*Goal of the exercise:* Collect all lines from the listing that include the string "screenshot".

╭──

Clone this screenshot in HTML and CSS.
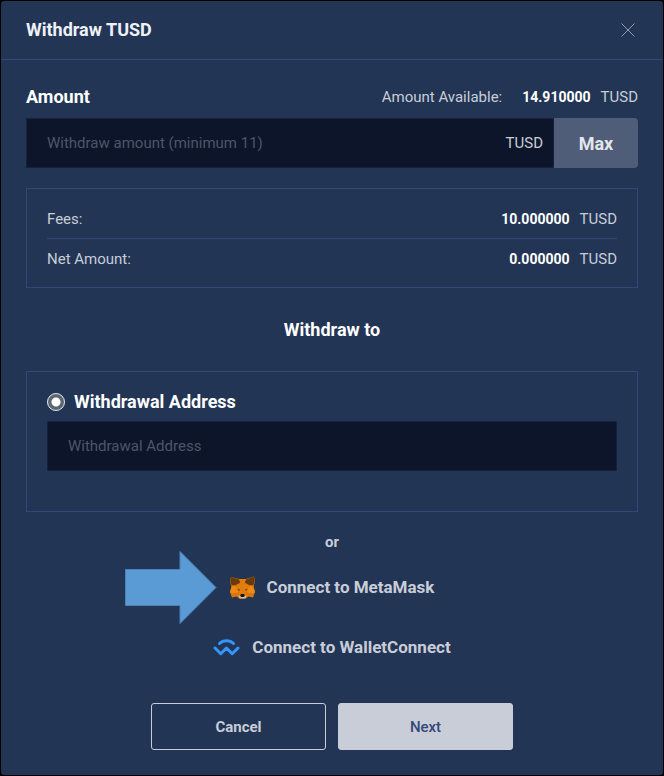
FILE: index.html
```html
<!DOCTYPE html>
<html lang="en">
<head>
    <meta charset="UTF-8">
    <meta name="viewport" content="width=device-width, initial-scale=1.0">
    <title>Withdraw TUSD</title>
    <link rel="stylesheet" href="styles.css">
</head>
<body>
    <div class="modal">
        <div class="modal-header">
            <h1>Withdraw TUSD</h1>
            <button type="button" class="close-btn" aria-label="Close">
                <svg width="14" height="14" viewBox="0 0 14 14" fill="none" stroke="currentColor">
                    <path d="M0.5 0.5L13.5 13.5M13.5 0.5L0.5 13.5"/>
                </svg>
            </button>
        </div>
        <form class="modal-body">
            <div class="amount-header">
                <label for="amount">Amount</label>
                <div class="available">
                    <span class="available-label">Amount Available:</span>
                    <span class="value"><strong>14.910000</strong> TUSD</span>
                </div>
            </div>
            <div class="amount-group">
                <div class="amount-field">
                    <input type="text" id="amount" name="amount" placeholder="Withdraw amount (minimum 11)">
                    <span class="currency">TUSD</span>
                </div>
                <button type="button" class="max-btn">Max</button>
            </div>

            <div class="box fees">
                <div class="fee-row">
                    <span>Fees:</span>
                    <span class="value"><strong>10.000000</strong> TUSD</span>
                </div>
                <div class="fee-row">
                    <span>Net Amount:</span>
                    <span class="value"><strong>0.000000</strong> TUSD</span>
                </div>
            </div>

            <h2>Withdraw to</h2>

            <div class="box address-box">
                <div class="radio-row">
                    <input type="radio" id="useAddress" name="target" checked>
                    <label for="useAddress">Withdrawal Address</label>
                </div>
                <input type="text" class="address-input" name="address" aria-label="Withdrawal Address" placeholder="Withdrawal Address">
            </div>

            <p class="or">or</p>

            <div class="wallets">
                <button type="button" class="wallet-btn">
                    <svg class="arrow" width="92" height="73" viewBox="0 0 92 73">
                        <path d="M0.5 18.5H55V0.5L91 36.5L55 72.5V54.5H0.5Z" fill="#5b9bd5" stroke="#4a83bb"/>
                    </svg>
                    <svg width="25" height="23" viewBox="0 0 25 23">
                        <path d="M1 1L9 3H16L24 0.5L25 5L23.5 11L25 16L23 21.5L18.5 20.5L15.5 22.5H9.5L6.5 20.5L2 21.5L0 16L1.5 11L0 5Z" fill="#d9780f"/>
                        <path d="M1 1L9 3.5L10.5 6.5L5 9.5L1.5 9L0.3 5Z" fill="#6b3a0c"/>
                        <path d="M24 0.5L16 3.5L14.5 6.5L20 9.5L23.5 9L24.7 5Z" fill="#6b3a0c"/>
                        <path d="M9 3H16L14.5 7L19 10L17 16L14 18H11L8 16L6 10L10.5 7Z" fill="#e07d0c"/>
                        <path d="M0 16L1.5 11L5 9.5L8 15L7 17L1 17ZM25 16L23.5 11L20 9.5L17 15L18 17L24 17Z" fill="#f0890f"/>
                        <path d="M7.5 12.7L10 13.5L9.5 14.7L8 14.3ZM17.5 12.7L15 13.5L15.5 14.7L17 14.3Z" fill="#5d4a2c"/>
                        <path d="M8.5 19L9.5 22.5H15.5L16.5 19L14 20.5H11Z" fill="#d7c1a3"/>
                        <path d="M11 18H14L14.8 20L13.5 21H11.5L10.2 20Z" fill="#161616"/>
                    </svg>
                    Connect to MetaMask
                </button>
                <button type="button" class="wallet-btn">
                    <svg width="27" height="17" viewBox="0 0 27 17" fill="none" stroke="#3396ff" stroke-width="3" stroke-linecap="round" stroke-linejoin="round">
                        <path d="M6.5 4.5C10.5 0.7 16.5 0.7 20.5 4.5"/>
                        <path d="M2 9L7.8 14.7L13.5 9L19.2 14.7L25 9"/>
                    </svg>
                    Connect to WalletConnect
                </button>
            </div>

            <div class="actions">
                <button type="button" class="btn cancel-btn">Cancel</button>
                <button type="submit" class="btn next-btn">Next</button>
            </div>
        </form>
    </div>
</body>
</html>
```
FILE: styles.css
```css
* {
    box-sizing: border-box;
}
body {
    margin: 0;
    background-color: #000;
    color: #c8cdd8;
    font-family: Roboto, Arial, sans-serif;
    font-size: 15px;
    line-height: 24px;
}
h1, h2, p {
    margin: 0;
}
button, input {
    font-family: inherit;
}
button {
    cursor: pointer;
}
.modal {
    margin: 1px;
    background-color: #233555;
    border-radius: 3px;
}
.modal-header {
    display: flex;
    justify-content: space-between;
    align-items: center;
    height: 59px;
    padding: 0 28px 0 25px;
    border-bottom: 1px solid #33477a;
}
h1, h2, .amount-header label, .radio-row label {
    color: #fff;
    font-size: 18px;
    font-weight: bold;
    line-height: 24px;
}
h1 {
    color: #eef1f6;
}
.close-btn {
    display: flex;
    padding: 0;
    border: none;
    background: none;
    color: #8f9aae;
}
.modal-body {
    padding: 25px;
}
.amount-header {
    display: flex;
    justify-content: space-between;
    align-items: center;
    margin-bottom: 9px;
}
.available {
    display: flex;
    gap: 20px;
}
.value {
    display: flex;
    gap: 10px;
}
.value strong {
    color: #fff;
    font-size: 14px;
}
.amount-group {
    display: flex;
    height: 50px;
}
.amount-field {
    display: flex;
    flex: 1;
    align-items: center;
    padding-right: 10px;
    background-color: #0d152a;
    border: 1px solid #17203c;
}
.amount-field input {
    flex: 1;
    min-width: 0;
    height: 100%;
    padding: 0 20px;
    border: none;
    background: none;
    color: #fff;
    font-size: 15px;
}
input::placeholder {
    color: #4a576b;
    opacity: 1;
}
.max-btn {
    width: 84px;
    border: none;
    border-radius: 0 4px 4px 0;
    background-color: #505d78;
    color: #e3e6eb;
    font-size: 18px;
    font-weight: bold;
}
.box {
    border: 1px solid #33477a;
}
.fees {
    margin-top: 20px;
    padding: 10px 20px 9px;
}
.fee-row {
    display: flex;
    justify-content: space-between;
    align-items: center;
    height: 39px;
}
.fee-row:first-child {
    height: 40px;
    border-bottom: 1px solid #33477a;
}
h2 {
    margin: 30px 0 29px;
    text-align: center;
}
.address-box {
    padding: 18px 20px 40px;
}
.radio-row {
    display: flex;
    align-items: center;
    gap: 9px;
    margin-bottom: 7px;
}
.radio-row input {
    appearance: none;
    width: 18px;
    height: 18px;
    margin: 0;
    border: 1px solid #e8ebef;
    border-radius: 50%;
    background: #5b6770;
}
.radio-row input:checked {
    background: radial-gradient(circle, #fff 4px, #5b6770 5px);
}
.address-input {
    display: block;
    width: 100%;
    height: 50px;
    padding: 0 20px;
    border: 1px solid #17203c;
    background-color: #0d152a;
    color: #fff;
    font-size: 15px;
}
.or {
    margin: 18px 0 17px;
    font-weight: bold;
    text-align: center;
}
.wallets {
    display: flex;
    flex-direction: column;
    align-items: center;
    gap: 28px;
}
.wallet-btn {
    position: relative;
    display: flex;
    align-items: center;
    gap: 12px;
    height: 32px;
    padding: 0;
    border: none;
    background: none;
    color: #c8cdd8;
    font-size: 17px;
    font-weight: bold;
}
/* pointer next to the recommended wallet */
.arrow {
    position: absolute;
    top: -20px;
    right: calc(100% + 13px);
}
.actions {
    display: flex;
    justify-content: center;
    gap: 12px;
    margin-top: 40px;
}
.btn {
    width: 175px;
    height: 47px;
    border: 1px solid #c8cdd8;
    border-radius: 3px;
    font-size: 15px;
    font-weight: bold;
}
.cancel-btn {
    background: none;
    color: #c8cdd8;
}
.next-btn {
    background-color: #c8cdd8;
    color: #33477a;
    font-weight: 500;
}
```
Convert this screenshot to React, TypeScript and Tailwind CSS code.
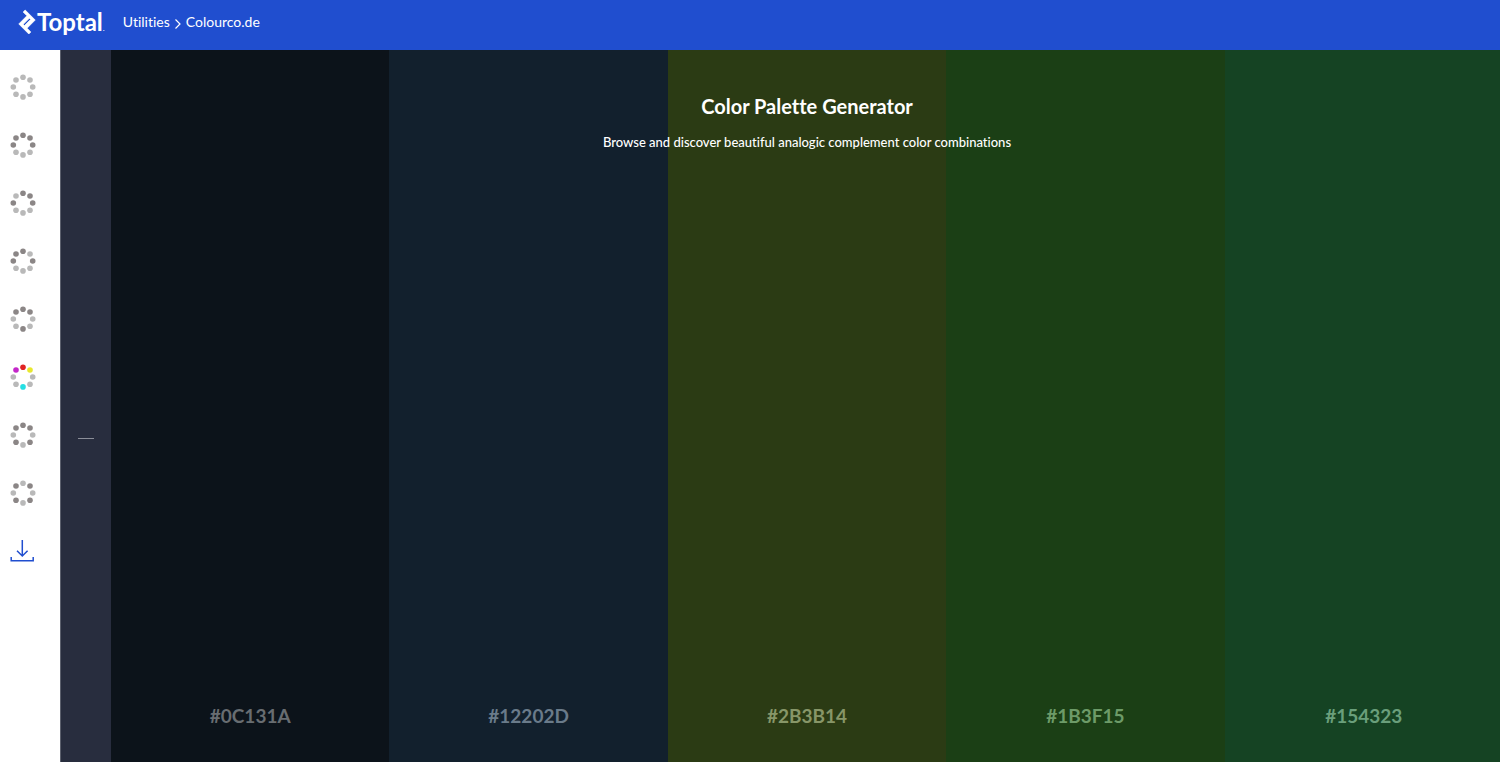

╰──

*Completed task:*
Clone this screenshot in HTML and CSS.
Convert this screenshot to React, TypeScript and Tailwind CSS code.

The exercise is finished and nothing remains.